All of these methods are useful enough.

The biggest drawback with event-based notification is that it doesn't scale (you can only wait on 64 events at a time). Win32 events aren't exactly optimal ways to get a notification in the first place. This is suitable for multithreaded applications that do very little I/O but don't want to wait for completion on the initiating thread or want to do some limited multiplexing.

The main drawback for overlapped completion routines is that you can't control which thread gets the notification, and you need to put the initiating thread into an alertable wait state to run the completion routine. This is suitable for traditional single-threaded UI applications (use MWMOEx to wait for messages and put the main thread into an alertable wait state simultaneously), but not for a modern high quality video game or internet service that might initiate I/O from any of multiple threads and does a lot of I/O.

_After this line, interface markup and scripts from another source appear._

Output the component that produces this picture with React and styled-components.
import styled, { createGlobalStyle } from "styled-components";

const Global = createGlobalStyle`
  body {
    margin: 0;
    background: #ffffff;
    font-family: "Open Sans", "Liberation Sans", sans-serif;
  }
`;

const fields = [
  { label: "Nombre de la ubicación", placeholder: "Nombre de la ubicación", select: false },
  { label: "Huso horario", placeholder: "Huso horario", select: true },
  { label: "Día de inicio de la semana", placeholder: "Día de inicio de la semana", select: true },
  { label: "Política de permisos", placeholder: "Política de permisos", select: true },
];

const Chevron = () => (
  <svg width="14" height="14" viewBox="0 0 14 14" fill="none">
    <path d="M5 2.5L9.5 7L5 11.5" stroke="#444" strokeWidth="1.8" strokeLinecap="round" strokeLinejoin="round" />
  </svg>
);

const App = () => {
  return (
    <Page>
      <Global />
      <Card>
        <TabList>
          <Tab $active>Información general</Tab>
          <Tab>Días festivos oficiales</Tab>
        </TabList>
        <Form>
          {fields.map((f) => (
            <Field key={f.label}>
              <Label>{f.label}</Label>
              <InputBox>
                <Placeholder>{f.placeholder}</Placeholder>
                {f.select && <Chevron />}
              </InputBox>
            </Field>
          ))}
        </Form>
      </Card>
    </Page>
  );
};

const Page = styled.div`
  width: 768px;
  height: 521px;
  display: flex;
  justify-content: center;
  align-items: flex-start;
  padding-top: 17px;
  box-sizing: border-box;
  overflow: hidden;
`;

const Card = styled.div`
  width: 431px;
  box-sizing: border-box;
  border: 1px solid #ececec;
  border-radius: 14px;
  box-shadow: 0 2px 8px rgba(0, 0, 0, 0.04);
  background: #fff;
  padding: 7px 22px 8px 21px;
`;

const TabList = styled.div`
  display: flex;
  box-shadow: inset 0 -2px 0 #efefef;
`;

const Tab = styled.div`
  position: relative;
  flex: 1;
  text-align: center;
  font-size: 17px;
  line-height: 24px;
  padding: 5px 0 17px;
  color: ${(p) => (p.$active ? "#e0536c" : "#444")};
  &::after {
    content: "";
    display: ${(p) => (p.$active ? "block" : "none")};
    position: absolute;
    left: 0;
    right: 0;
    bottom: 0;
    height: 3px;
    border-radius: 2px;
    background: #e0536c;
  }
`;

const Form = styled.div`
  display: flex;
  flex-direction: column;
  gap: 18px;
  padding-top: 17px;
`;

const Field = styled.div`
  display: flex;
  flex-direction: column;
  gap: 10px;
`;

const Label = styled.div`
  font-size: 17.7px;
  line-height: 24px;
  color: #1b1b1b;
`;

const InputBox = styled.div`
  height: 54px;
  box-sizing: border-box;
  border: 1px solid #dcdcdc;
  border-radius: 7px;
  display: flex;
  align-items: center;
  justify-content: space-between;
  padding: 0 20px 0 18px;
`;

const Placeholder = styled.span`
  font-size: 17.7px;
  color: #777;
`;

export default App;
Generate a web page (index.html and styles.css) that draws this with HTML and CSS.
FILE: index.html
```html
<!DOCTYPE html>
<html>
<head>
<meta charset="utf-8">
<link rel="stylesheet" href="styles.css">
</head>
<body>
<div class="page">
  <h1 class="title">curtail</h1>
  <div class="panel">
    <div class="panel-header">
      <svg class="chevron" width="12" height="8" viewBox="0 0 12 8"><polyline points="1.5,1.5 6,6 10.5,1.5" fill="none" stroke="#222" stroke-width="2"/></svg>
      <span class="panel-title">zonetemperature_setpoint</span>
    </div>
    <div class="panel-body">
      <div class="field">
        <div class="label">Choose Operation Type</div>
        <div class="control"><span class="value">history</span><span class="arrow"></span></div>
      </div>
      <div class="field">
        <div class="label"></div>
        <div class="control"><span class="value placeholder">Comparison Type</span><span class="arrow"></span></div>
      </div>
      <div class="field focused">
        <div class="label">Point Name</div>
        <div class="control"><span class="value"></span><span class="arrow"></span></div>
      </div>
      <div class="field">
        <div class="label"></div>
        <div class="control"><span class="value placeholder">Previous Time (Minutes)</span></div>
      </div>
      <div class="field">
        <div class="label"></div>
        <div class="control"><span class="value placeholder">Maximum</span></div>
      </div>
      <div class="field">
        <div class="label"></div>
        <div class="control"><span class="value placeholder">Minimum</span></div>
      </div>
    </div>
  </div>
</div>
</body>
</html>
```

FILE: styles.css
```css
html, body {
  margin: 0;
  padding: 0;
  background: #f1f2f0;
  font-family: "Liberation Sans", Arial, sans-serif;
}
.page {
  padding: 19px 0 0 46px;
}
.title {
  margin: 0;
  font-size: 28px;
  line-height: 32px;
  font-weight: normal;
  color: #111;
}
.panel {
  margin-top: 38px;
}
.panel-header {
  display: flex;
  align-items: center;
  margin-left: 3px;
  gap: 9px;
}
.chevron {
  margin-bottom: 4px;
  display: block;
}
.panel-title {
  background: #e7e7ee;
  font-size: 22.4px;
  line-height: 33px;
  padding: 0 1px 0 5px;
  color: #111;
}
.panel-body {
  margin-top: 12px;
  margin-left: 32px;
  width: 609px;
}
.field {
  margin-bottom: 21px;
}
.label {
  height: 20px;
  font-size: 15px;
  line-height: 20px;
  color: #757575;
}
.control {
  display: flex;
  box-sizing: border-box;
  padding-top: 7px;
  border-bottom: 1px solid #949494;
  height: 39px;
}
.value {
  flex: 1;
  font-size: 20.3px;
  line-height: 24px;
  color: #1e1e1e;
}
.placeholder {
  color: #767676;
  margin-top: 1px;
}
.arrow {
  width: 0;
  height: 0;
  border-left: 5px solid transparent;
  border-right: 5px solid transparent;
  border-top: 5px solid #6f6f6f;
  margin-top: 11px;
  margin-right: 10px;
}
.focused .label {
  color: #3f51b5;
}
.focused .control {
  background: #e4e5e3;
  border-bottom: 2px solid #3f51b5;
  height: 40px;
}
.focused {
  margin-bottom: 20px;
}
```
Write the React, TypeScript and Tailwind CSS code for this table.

IOCP covers the case where you have many threads that may initiate I/O, do a lot of I/O, and/or want to get notified of completion on some arbitrary thread (or, in essence, any possible thread). The only application type it's ill-suited to relative to the other options is a single threaded UI application.

I haven't compared the three methods in terms of performance, I simply see them as adapted to different patterns. I never use the event notifications myself, but have used both completion routines and IOCP in various projects, although I haven't actually used the completion routines in like a decade if I'm being honest.